Wherever the string "React" appears, copy the whole line.

§ **Code that builds pages**

::::::::

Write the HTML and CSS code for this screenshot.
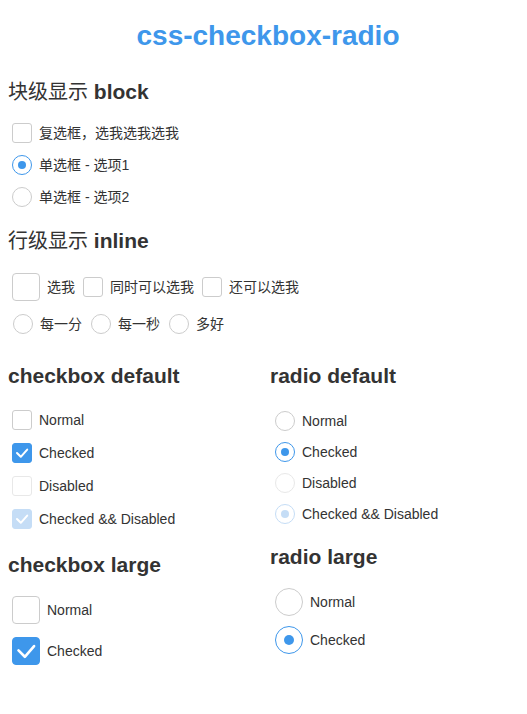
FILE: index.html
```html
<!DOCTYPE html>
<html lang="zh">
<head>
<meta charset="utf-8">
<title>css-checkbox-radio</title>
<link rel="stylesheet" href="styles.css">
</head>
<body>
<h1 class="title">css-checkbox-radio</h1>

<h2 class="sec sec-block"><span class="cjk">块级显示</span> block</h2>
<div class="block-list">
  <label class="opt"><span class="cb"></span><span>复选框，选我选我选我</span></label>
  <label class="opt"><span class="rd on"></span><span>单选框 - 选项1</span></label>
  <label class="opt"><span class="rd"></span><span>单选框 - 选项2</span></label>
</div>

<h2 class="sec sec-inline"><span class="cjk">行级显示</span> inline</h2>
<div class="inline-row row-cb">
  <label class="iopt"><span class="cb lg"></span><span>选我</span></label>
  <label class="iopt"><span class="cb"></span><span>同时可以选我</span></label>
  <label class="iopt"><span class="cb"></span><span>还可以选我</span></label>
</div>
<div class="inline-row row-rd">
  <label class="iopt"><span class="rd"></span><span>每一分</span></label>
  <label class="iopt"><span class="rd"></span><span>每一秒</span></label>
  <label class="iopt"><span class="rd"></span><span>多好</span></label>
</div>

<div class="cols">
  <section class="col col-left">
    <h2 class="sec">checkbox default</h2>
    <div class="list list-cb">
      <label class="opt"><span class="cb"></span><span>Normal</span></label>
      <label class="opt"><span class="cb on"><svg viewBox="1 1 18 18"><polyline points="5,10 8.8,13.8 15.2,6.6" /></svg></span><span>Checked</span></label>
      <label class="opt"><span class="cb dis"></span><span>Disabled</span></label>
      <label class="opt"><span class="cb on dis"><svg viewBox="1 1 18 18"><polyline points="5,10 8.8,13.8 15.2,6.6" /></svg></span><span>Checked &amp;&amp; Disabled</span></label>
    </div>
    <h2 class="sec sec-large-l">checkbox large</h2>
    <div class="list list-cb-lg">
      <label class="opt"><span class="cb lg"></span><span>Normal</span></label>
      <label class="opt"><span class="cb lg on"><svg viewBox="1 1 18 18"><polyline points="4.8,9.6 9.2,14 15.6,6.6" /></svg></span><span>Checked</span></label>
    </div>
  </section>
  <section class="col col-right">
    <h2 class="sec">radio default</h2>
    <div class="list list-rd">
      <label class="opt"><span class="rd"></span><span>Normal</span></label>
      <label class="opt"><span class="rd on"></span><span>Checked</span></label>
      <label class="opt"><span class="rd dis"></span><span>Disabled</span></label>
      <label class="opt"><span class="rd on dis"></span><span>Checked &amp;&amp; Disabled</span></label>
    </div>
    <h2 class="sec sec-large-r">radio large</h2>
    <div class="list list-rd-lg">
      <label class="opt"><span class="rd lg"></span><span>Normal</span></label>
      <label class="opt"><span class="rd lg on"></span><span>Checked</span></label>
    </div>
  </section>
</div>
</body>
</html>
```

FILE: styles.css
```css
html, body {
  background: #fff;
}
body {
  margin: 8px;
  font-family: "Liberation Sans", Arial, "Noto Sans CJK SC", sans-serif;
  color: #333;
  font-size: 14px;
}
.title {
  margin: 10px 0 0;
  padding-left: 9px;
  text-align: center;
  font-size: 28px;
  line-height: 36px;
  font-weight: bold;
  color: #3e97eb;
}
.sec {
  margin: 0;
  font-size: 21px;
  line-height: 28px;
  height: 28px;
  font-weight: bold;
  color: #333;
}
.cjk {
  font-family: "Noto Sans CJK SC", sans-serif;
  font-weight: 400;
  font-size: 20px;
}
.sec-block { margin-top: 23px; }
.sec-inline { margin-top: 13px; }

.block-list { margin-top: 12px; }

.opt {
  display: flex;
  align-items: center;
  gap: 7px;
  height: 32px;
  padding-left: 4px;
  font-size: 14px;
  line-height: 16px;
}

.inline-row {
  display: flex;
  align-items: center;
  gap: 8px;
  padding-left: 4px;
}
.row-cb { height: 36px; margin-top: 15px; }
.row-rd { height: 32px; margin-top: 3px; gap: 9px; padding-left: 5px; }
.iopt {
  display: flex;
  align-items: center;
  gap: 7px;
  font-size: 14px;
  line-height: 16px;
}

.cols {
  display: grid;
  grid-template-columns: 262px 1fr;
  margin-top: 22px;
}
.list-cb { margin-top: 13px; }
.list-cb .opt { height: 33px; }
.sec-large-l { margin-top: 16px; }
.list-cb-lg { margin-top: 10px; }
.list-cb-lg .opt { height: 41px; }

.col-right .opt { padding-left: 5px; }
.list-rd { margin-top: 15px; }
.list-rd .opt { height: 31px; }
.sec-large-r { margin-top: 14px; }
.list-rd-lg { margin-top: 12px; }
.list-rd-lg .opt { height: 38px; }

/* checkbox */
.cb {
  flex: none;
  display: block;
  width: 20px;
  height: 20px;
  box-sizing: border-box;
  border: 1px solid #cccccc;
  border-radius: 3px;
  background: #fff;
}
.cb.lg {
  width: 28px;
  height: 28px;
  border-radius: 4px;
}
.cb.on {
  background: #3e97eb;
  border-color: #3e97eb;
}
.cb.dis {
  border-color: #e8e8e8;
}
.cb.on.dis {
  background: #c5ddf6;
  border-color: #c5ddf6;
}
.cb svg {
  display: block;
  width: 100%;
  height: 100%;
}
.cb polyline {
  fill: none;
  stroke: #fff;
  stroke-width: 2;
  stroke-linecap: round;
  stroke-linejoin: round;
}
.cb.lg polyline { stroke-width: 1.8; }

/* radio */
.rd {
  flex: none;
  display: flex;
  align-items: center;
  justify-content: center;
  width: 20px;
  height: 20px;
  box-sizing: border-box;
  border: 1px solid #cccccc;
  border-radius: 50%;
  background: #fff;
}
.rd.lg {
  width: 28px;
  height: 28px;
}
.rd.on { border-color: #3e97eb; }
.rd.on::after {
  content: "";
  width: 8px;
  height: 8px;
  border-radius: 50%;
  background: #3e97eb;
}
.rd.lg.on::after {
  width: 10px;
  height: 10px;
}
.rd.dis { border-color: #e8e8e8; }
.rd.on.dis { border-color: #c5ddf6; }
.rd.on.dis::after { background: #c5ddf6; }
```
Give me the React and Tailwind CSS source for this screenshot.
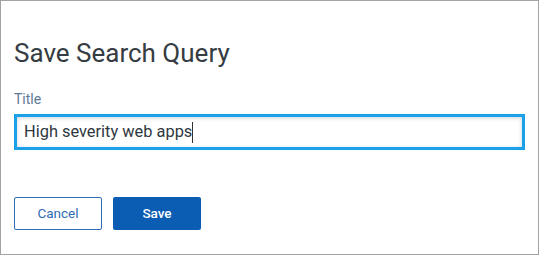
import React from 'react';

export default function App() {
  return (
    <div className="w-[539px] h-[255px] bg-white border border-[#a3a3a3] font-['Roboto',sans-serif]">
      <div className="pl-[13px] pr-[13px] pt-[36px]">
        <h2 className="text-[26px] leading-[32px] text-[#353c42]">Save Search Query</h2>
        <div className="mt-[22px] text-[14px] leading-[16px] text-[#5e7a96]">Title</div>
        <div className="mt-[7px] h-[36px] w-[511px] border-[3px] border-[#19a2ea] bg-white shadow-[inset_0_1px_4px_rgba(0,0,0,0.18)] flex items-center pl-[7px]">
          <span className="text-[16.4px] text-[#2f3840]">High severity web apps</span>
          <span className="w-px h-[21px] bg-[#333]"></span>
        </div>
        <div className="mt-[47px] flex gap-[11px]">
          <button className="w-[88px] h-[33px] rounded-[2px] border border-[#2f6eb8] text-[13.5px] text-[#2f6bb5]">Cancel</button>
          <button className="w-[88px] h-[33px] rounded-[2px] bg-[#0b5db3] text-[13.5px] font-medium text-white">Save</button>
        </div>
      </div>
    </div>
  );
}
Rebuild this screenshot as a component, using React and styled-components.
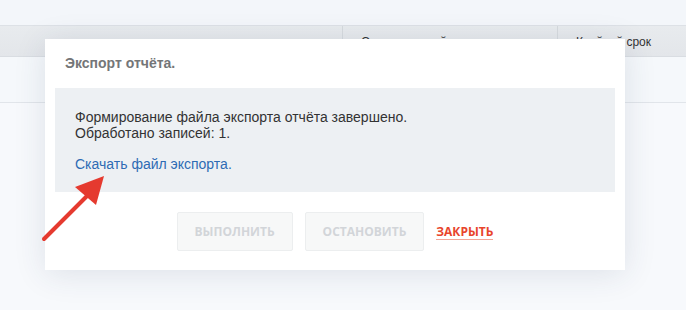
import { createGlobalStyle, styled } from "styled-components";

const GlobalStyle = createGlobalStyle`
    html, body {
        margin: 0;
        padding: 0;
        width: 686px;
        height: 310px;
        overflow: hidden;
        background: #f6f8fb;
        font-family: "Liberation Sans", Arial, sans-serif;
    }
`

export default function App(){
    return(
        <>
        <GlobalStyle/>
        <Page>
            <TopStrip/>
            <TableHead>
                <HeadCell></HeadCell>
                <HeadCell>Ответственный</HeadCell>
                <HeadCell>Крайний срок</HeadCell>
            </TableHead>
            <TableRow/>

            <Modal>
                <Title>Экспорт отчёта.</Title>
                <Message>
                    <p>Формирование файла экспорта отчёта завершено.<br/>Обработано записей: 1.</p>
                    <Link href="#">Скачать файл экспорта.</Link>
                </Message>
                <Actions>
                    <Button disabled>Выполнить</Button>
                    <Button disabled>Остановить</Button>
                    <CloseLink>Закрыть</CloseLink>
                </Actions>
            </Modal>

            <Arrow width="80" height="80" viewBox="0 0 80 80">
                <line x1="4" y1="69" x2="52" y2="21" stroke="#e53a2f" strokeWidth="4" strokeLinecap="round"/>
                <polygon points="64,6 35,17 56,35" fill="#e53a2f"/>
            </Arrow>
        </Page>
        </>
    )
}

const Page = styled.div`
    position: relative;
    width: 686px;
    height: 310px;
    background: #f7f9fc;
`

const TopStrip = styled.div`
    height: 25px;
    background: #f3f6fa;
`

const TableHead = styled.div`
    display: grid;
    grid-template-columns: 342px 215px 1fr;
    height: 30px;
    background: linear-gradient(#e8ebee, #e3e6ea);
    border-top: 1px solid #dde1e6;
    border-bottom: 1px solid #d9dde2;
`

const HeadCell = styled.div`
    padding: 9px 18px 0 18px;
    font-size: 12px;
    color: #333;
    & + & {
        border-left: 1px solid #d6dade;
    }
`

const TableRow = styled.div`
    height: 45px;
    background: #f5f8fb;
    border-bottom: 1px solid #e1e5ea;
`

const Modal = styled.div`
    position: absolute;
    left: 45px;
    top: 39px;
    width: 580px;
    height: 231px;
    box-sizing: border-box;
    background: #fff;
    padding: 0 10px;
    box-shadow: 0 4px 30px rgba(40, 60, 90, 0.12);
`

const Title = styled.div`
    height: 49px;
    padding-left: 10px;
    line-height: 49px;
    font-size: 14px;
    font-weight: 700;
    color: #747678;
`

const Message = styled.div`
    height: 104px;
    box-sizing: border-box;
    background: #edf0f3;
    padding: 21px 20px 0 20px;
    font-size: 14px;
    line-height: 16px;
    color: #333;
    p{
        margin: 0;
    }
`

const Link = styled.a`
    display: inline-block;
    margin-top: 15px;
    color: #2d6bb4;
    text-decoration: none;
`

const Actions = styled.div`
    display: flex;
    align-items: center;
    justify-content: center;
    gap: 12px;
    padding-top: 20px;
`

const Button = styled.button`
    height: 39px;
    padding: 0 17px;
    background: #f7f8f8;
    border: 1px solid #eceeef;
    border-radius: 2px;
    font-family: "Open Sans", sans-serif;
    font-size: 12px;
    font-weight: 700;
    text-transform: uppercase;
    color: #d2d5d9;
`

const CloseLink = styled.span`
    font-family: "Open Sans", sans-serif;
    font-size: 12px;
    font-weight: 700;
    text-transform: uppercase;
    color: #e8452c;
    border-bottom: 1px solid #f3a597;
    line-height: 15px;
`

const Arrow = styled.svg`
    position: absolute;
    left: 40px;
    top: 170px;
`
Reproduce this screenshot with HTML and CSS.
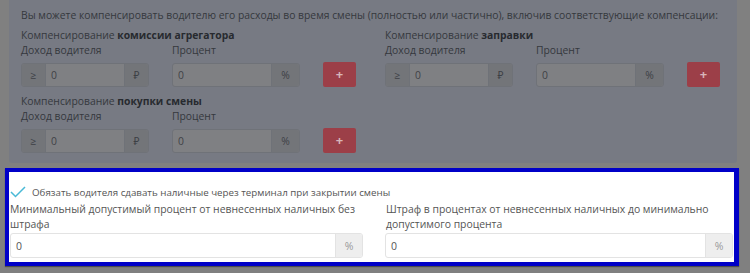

::::::::

§ **Solution for this problem**
Give me the React and Tailwind CSS source for this screenshot.
import React from 'react';
Rebuild this screenshot as a component, using React and styled-components.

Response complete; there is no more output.